そうではなく、「あなたがたは、善いところも悪いところも含めて、その存在のすべてをあげて神の国の福音の証人なのだ」ということである。その意味で、「あなたがたは地の塩・世の光である!」と主イエスは言われたのである。
「塩」については、おかしな話がある。死海の近くにはいくつかの池があって、乾季には乾上る。すると、池の底に白くこびりついた物が現れる。狡賢い商人がそれをこそぎ取って、「塩」と称して売る、というのである。だが、そんな粗悪品は「何の役にも立たず、外に投げ捨てられ、人々に踏みつけられるだけ」だ。地の塩であるはずの弟子たちから「塩気がなくなれば」(13節)、もう意味がない。本来の役割を果たすことができなくなった物は捨てられる。「世の光」についても同じであって、そのともし火を「升の下に置く」(15節)ようなことがあってはならない。

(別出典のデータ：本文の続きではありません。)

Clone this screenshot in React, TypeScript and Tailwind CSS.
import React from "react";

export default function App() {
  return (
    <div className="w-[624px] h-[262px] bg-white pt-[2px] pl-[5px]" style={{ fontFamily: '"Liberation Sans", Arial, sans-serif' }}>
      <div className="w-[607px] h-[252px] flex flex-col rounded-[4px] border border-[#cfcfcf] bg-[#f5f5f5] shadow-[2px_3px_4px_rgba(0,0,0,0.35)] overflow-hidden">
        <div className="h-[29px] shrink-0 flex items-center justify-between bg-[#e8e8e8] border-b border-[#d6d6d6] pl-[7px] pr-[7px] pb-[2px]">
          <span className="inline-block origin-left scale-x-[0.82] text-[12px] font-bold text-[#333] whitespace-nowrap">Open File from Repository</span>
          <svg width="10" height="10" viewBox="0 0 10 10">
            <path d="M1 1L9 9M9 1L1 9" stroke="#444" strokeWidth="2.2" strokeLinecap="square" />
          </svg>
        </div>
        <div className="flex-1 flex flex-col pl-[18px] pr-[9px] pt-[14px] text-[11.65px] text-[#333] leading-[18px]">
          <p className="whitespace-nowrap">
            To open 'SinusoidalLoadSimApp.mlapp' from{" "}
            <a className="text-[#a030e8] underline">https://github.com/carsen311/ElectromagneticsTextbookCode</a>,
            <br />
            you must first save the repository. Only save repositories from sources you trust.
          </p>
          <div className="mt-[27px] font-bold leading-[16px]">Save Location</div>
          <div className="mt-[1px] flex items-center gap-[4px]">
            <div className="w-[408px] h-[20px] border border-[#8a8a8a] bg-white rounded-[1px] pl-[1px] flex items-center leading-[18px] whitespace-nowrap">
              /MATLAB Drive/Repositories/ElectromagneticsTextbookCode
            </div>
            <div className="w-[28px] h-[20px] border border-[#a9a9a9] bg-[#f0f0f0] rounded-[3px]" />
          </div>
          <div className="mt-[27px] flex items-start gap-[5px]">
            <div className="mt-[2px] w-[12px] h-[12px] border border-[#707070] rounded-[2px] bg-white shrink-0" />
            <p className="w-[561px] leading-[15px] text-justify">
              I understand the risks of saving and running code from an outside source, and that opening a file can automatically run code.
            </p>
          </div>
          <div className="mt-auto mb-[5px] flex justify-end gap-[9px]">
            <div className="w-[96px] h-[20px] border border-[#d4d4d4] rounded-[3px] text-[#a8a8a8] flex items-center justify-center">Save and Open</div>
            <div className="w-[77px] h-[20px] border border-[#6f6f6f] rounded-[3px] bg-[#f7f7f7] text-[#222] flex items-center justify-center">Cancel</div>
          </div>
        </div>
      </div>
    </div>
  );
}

このことを痛恨の思いを込めて告白したのが、『第二次大戦下における日本基督教団の責任についての告白』であろう。その中に次のような一節がある。
「・・・『世の光』『地の塩』である教会は、あの戦争に同調すべきではありませんでした。まさに国を愛する故にこそ、キリスト者の良心的判断によって、祖国の歩みに対し正しい批判をなすべきでありました。/しかるにわたくしどもは、教団の名において、あの戦争を是認し、支持し、その勝利のために祈り努めることを内外にむかって声明いたしました。/まことにわたくしどもの祖国が罪を犯したとき、わたくしどもの教会もまたその罪におちいりました。わたくしどもは『見張り』の使命をないがしろにいたしました。心の深い痛みをもって、この罪を懺悔し、主のゆるしを願うとともに、世界の、ことにアジアの諸国、そこにある教会と兄弟姉妹、またわが国の同胞にこころからのゆるしを請う次第であります・・・」。
平和聖日に当たって、私たちの教会は、改めて「地の塩・世の光である」という自覚を新たにしたい。